# start of DATA FOR THIS EXERCISE
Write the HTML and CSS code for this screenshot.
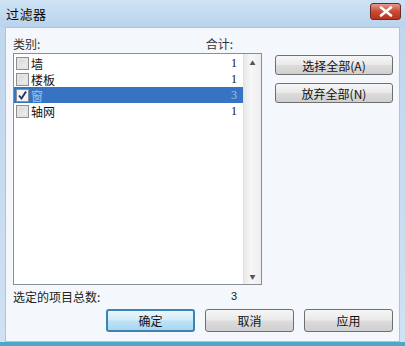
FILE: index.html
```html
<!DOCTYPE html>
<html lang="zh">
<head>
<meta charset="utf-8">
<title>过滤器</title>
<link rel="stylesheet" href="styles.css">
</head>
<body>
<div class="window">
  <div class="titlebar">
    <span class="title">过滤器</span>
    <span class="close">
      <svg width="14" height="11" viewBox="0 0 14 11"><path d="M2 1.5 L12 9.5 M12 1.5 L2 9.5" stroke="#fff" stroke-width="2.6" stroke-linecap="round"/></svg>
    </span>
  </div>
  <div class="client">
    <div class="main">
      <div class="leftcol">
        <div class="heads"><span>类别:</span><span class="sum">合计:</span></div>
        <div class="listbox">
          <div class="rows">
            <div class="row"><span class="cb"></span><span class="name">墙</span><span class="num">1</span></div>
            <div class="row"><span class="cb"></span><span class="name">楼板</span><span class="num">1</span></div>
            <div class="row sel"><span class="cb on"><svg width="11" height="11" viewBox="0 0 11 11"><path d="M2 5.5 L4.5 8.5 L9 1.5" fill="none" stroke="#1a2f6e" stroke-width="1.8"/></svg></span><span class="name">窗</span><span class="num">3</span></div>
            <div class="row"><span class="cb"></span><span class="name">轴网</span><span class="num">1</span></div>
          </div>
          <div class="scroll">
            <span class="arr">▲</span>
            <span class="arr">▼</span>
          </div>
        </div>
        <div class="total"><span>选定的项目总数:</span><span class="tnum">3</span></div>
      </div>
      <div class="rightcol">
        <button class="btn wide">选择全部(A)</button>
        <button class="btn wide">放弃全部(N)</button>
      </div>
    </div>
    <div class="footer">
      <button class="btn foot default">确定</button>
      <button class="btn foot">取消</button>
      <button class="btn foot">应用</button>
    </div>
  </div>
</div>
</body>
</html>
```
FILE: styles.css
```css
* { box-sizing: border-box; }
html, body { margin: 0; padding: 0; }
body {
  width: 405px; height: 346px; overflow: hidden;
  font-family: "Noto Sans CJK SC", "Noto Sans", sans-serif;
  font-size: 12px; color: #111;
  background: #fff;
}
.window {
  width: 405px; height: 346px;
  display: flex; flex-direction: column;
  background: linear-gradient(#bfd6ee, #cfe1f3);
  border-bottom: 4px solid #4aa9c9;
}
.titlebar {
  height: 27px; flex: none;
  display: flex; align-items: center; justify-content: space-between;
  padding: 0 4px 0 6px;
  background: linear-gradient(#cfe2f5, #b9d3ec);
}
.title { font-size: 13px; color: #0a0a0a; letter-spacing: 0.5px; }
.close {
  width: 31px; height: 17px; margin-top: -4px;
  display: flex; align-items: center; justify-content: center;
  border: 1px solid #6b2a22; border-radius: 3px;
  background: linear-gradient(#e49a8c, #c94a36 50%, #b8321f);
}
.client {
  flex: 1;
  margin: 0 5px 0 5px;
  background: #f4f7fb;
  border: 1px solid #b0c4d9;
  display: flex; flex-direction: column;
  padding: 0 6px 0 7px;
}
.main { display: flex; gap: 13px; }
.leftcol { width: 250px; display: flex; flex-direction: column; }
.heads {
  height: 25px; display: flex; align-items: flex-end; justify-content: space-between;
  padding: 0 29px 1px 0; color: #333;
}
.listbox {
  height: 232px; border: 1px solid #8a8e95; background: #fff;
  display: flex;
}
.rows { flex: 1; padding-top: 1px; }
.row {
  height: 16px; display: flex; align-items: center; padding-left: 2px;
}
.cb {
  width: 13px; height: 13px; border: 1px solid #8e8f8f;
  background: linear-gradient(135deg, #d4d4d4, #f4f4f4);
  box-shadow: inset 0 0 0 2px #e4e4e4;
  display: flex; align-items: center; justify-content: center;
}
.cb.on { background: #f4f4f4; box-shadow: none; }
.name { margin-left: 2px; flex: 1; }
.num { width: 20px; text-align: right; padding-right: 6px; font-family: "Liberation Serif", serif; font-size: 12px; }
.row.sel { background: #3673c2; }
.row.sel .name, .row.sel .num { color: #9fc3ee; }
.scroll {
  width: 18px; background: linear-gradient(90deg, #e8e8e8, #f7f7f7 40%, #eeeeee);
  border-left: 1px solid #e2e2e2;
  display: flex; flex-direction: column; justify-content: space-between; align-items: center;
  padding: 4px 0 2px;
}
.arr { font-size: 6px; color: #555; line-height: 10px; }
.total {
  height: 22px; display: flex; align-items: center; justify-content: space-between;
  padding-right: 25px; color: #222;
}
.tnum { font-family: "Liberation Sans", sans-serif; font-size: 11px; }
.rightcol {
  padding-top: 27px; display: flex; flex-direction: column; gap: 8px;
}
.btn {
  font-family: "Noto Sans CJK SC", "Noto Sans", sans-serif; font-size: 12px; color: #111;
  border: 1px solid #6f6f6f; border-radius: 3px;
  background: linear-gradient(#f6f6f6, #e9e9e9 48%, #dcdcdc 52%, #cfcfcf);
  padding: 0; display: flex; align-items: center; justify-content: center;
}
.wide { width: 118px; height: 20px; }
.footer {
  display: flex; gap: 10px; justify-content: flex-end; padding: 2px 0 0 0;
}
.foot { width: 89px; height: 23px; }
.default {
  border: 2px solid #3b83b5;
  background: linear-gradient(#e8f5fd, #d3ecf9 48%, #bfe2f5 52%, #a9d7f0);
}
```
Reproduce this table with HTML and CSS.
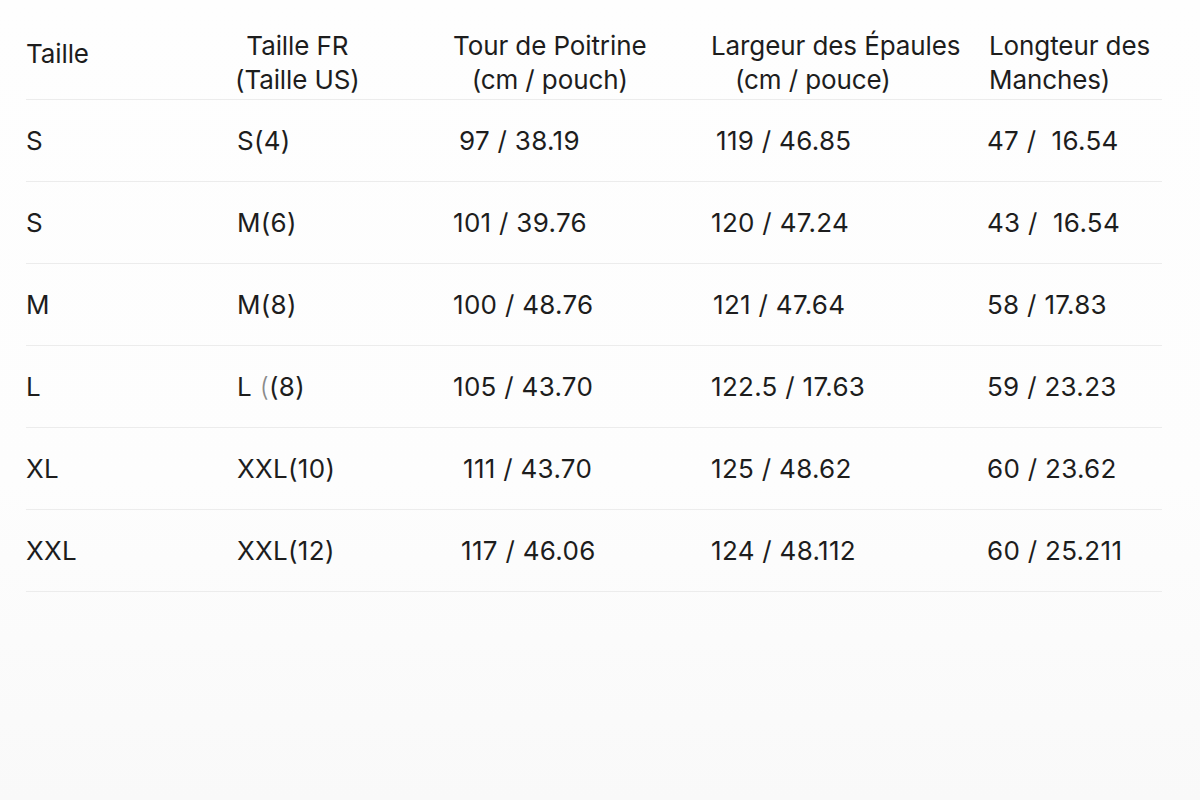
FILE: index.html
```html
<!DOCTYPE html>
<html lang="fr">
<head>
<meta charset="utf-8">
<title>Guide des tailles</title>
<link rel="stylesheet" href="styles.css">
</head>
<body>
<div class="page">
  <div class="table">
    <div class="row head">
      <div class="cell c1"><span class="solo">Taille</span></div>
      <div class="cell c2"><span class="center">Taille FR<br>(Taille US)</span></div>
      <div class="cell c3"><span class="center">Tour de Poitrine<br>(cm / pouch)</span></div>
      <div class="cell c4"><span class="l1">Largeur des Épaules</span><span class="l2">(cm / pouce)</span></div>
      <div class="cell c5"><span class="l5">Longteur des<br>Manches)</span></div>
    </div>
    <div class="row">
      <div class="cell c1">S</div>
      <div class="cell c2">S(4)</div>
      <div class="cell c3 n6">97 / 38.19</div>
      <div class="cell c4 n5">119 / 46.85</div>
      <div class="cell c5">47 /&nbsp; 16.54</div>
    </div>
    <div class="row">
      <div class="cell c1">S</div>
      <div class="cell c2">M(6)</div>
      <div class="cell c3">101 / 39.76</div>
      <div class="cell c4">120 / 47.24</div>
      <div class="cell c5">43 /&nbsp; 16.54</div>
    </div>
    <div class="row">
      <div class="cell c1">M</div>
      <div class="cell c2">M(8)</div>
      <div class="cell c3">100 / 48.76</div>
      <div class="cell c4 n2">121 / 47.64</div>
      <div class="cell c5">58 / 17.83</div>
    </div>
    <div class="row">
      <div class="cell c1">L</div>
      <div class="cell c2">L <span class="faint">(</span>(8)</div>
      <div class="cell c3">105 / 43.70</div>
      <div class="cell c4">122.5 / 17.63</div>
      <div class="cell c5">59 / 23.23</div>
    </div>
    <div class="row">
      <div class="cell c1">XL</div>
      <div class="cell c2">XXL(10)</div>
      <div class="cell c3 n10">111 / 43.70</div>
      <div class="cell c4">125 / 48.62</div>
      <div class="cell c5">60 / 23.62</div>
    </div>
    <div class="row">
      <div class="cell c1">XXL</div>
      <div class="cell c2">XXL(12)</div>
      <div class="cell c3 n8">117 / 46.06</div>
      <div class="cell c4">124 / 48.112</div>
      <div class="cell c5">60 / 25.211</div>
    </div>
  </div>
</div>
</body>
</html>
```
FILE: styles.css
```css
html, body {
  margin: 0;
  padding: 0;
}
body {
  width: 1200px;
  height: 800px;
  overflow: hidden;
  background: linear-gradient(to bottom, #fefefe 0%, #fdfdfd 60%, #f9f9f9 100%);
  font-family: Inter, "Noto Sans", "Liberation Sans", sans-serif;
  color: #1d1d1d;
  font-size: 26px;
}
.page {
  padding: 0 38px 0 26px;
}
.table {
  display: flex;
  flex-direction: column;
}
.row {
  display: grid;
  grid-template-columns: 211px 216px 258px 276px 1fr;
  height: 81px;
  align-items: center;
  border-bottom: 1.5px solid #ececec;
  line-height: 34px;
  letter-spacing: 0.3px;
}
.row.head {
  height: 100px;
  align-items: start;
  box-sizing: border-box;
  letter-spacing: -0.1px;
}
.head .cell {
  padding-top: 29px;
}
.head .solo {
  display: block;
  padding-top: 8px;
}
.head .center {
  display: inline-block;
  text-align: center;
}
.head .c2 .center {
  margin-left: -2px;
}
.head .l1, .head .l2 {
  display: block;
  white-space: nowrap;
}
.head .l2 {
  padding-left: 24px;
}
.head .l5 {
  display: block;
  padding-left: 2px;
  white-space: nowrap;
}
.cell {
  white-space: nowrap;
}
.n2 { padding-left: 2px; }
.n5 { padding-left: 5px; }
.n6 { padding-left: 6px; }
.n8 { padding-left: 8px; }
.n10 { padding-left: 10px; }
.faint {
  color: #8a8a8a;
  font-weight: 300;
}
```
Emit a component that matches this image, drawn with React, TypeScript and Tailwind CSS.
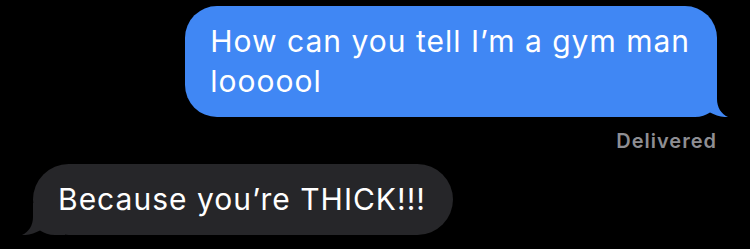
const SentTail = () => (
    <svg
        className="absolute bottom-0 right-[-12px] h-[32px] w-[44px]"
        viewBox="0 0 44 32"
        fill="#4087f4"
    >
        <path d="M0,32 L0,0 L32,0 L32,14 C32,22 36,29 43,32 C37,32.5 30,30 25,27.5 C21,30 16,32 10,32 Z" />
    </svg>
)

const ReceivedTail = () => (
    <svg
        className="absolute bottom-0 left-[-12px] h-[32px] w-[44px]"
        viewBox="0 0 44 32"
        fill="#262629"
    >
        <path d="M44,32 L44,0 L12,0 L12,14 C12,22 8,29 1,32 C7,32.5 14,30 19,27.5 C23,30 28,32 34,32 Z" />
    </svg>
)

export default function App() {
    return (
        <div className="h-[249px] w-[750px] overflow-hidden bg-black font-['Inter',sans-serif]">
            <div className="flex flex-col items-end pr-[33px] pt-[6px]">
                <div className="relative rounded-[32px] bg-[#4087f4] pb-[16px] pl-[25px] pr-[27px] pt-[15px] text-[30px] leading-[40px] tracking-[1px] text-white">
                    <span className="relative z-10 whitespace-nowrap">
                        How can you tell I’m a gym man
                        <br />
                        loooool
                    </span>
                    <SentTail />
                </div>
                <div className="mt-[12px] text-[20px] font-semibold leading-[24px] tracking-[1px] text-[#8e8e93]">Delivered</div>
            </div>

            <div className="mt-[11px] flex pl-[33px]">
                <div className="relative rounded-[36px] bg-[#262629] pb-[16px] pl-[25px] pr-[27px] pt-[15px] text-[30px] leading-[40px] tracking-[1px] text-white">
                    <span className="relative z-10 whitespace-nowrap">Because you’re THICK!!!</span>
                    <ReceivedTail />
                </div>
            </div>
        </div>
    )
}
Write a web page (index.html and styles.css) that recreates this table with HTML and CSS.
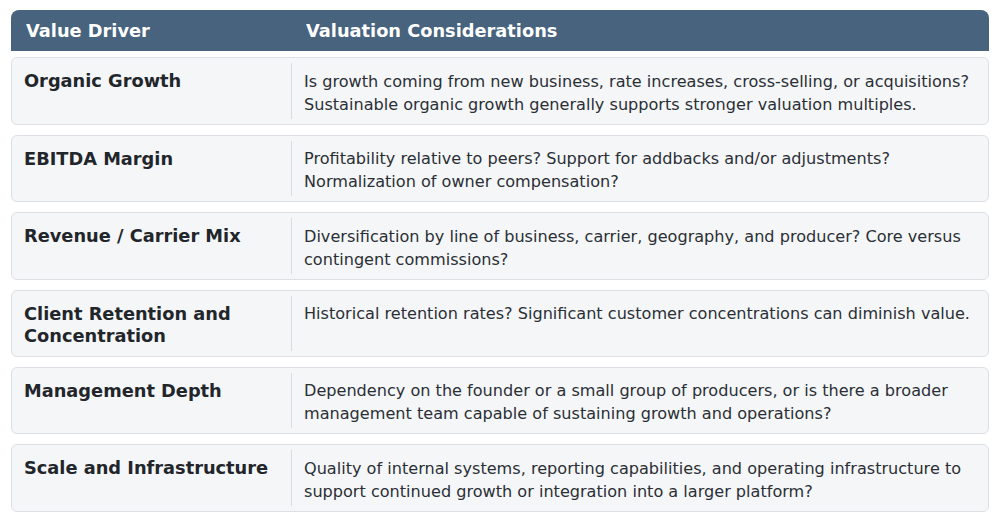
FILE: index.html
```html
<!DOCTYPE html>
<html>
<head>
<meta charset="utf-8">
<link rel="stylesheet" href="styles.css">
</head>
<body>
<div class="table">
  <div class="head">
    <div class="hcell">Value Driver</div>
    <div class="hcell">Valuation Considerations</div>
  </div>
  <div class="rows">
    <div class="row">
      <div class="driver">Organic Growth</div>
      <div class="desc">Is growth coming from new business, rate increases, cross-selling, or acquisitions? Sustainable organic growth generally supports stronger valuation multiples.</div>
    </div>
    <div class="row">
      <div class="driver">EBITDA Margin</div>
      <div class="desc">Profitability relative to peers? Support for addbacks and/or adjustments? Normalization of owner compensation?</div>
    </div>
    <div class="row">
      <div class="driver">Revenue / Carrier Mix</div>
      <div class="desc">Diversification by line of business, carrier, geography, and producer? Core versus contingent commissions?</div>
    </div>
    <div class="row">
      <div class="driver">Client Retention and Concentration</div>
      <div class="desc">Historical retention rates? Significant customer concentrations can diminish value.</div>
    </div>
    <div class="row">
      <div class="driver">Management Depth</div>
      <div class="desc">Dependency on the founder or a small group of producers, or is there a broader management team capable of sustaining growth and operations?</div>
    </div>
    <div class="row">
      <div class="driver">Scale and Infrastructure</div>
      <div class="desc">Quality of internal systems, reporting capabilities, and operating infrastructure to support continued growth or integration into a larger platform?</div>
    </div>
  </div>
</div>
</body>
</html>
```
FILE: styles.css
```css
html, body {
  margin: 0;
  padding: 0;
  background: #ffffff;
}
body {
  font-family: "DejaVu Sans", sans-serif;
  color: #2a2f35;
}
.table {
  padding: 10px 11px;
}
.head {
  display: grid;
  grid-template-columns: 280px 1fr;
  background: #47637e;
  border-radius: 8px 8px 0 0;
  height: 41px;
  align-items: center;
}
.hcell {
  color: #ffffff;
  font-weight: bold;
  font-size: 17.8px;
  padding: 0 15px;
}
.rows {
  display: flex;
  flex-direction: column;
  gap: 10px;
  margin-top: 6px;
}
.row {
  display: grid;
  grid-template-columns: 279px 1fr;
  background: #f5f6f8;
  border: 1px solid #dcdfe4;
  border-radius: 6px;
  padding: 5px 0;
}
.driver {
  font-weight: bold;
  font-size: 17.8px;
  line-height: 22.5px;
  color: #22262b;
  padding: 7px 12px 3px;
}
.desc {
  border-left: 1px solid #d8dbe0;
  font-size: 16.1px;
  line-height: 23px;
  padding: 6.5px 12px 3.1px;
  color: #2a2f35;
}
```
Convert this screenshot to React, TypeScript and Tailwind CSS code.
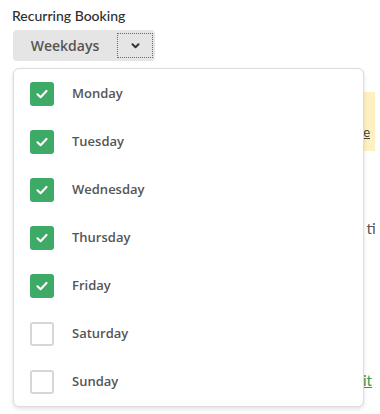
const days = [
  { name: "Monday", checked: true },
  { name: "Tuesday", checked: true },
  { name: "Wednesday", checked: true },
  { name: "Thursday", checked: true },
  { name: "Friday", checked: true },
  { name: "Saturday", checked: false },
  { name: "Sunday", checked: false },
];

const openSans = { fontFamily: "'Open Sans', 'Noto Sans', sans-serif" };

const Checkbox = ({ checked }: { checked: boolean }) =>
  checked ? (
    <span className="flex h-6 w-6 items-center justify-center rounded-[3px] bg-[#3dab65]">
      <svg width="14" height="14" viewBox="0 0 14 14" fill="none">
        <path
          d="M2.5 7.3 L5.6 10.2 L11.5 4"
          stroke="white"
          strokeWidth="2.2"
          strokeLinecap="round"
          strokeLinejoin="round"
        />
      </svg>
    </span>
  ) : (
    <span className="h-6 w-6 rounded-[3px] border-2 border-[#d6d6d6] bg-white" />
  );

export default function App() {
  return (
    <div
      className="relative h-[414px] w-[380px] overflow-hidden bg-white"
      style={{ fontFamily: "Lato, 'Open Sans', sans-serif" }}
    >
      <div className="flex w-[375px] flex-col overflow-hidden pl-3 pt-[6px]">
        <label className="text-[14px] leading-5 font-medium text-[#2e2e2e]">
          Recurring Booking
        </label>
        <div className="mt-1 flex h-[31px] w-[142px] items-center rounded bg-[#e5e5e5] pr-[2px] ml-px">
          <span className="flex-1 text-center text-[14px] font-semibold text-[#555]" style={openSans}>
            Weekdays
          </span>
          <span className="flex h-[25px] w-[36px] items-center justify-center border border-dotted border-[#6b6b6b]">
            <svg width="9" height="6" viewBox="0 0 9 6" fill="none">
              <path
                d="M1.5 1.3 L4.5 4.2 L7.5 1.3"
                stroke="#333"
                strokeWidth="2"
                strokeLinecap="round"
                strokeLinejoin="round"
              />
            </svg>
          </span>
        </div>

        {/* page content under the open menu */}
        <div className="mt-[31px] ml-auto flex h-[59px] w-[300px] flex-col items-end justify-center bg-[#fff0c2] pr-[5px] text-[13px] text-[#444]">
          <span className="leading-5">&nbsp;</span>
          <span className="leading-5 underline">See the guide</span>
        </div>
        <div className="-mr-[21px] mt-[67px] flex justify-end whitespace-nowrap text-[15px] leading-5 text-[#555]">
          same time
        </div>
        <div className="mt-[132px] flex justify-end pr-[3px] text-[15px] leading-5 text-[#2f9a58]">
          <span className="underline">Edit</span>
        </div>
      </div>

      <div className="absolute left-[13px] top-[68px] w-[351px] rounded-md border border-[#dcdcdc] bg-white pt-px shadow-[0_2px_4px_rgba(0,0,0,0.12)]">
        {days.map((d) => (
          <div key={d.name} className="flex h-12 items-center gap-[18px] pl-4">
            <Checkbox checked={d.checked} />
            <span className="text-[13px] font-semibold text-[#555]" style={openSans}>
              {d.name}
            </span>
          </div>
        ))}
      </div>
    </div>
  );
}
# end of DATA FOR THIS EXERCISE
Your task is to list each line of the records with the word "Tailwind".

Emit a component that matches this image, drawn with React, TypeScript and Tailwind CSS.
Convert this screenshot to React, TypeScript and Tailwind CSS code.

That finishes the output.